A two-day conference will honor the work of University of Oregon Department of Geography Professor Alec Murphy and will discuss the changing significance of territory and the rise of right-wing populism in response to the changing state of borders.
The geography conference, titled “Rethinking Territory: Global Shifts, Local Dynamics,” is co-sponsored by the College of Arts and Sciences and the Global Justice Program, and it will feature academic scholars from around the world. The event is Saturday, June 3, and Sunday, June 4.
The program coincides with Murphy’s retirement; the 2023-24 academic year will be his last as a professor. Among the academic work he’s completed during his 36-year tenure at the UO is writing about the populist reaction to globalization, which relates to the conference’s theme.
“We’re living through a period of considerable upheavals in the way we’ve traditionally thought about territory and the political map,” Murphy said.
With the increasing presence of the internet, modern technologies and human migration, national borders have less of an impact on keeping global issues at bay. And that’s led to some leaders in countries around the world returning to right-wing, nationalist ideologies.
The 2022 Russian invasion of Ukraine is an example of traditional politics, with a military power exercising its power over a geographic neighbor.
“You know, build more walls, my country ‘über alles,’ the sort of turn toward right-wing populists,” Murphy said.

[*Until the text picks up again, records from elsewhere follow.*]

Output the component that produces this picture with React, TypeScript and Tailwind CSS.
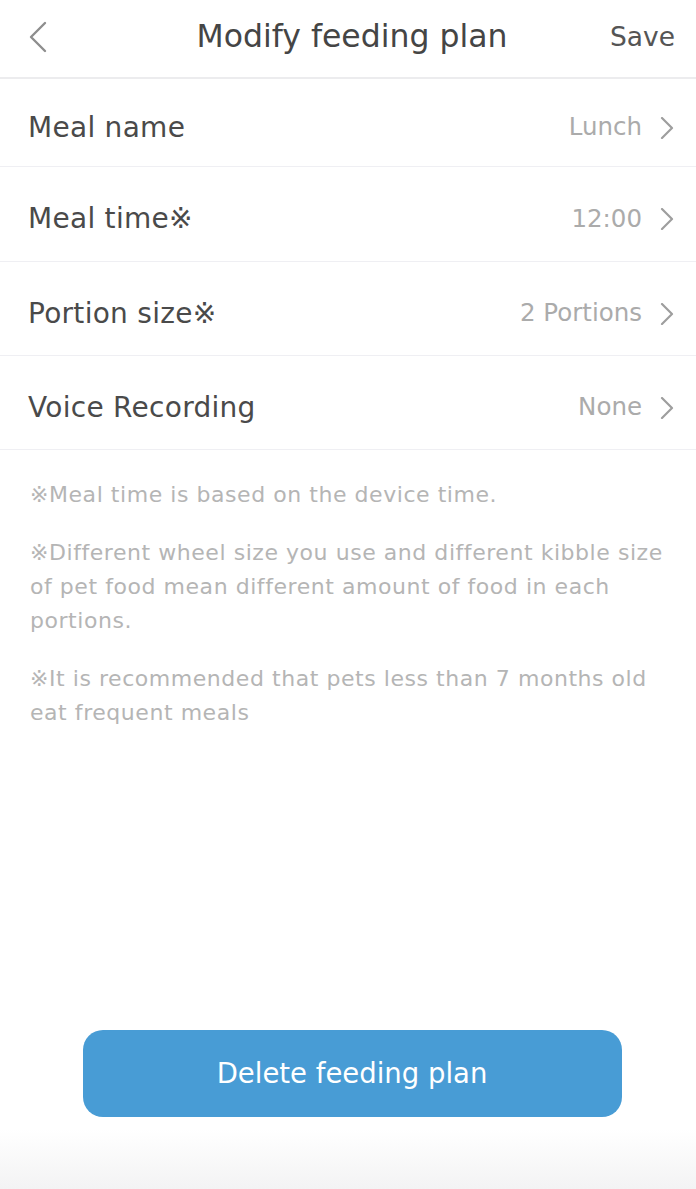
import React from 'react';

const rows = [
  { label: 'Meal name', value: 'Lunch', h: 'h-[88px]' },
  { label: 'Meal time※', value: '12:00', h: 'h-[95px]' },
  { label: 'Portion size※', value: '2 Portions', h: 'h-[94px]' },
  { label: 'Voice Recording', value: 'None', h: 'h-[94px]' },
];

function Chevron() {
  return (
    <svg width="16" height="22" viewBox="0 0 16 22" fill="none" className="shrink-0">
      <path d="M3 1 L13 11 L3 21" stroke="currentColor" strokeWidth={2.2} strokeLinecap="round" strokeLinejoin="round" />
    </svg>
  );
}

export default function App() {
  return (
    <div
      className="w-[696px] h-[1189px] flex flex-col bg-gradient-to-b from-white from-[95%] to-[#f3f3f4]"
      style={{ fontFamily: '"DejaVu Sans", "Liberation Sans", sans-serif' }}
    >
      {/* Header */}
      <div className="h-[79px] flex items-center pb-[4px] border-b-2 border-[#ececee]">
        <div className="w-[90px] pl-7 text-[#8e8e8e]">
          <svg width="20" height="32" viewBox="0 0 20 32" fill="none" className="block">
            <path d="M17 2 L3 16 L17 30" stroke="currentColor" strokeWidth={2.4} strokeLinecap="round" strokeLinejoin="round" />
          </svg>
        </div>
        <h1 className="flex-1 text-center text-[31.5px] text-[#454545] pl-[8px]">Modify feeding plan</h1>
        <div className="w-[90px] pr-[21px] text-right">
          <button className="text-[26.5px] text-[#555]">Save</button>
        </div>
      </div>

      {/* Rows */}
      <div>
        {rows.map((r) => (
          <div
            key={r.label}
            className={`${r.h} flex items-center justify-between pl-7 pr-[21px] pt-[10px] border-b border-[#efeff3]`}
          >
            <span className="text-[28px] tracking-[0.01em] text-[#4a4a4a]">{r.label}</span>
            <span className="flex items-center gap-[17px] text-[#9e9e9e]">
              <span className="text-[24.5px] text-[#ababab]">{r.value}</span>
              <Chevron />
            </span>
          </div>
        ))}
      </div>

      {/* Notes */}
      <div className="px-[30px] pt-[28px] text-[22px] tracking-[0.025em] leading-[34px] text-[#b5b5b5] flex flex-col gap-[24px]">
        <p>※Meal time is based on the device time.</p>
        <p>※Different wheel size you use and different kibble size of pet food mean different amount of food in each portions.</p>
        <p>※It is recommended that pets less than 7 months old eat frequent meals</p>
      </div>

      <div className="flex-1" />

      {/* Delete button */}
      <div className="flex justify-center pl-[8px] pb-[72px]">
        <button className="w-[539px] h-[87px] rounded-[20px] bg-[#489cd5] text-white text-[27.5px]">
          Delete feeding plan
        </button>
      </div>
    </div>
  );
}
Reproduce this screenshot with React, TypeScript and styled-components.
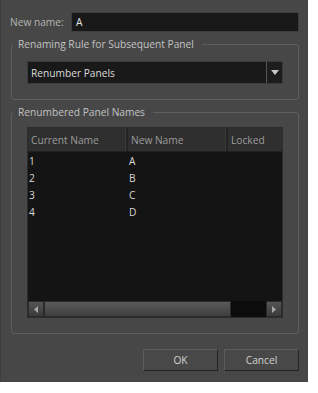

In 2013, Murphy first wrote about the right-wing reaction to the change of borders, cultures and norms due to the internet and immigration in the peer-reviewed journal Annals of the American Association of Geographers. After spending time researching in countries such as China, Iran, and Russia, he’d observed that nationalist ideas were resurgent.
He revisited that article in 2022, looking at nationalistic responses to the COVID-19 pandemic, and how countries closed borders and mobilized vaccines for nationalist purposes.
The event will feature presentations by geography scholars on issues including borders in Israel and Palestine by Professor David Newman of Ben-Gurion University of the Negev in Israel, white supremacy in US National Historic Landmarks by Professor Laura Pulido of the UO, the trade war between the US and China by Distinguished Professor Henry Yeung of the National University of Singapore — and more.